Interview – Carlos Escudé

Carlos Escudé is an Argentinian political scientist whose research focuses on peripheral realism and neo-modernism. He is currently senior tenured researcher at the Argentinean Council of Scientific Research (CONICET). He received his Ph.D in political science from Yale, worked as a visiting fellow at, among others: Oxford University, John Hopkins University and served as a visiting professor at Harvard University’s Department of Government. He also worked as an advisor to Argentina’s foreign minister Guido Di Tella in the early nineties. His most recent article is: Peripheral Realism Revisited.

Where do you see the most exciting research or debates happening in your field?
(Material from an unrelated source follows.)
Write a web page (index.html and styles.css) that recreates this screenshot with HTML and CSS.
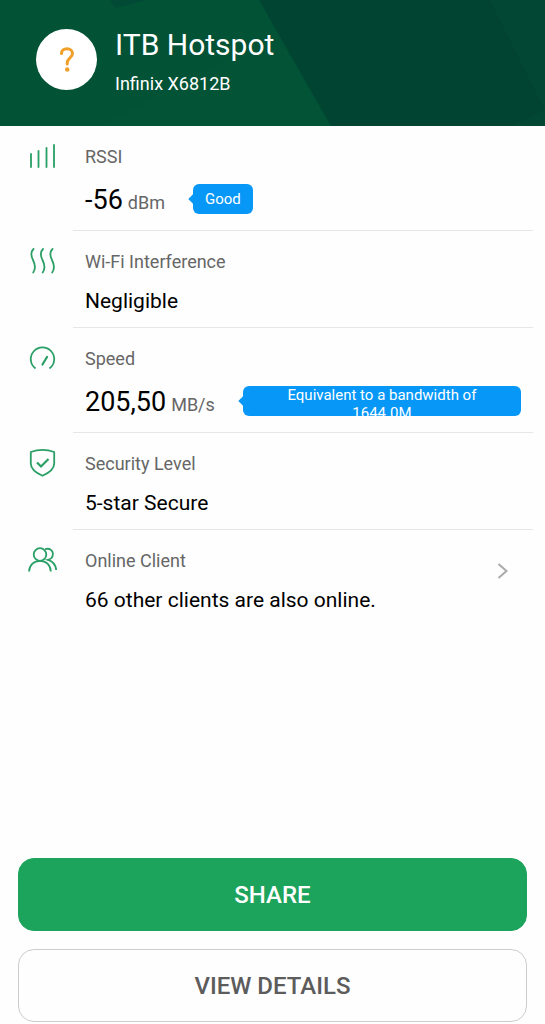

Harvard’s Department of Government. Not only has it been a powerhouse for the development of IR Theory in the last few decades, but it has also been a place where an open mind has been kept regarding theoretical approaches from the global periphery that have not always been favored by U.S. scholars. It is one of a small minority of such places.

As Arlene B. Tickner noted asymmetrical core-periphery relations are at work not only in international politics, but also in terms of the intellectual division of labor that impinges upon knowledge-building internationally. In my experience, Harvard has been relatively immune to a generalized discriminatory pattern whereby ingenious ideas generated at the center of world academic structures tend to eclipse similar ideas generated at the periphery.

A case in point is my proto-constructivist work on the “Anthropomorphic Fallacy in International Relations Discourse” published in 1994. This was the cornerstone of my peripheral realism, and was published again as Chapter 2 of my 1997 book Foreign Policy Theory in Menem’s Argentina. Several pieces on the subject were also published in Spanish.

Notwithstanding, my work was totally ignored by Alexander Wendt when he published his 2004 paper on “The State as Person in International Theory.” Characteristically, he stated that his work was “unchartered territory in IR.” This was a full decade after my paper was first published by Harvard.

For me it has been obvious for many years that the services of qualified scholars who live and work in the periphery are sought principally to supply core scholars with data about our home countries and regions. In the international division of labor, core scholars reserve for themselves the “superior” function of forging theory and writing grander, overarching essays. As Tickner understands it, there is a neo-imperialist structure in the transnational IR discipline, whereby peripheral nodes do not operate independently but are rather part of a global intellectual division of labor. If one attempts to generate theory from the periphery independently, one faces great disadvantages. Indeed, I even face difficulties being accepted at the ISA annual conventions.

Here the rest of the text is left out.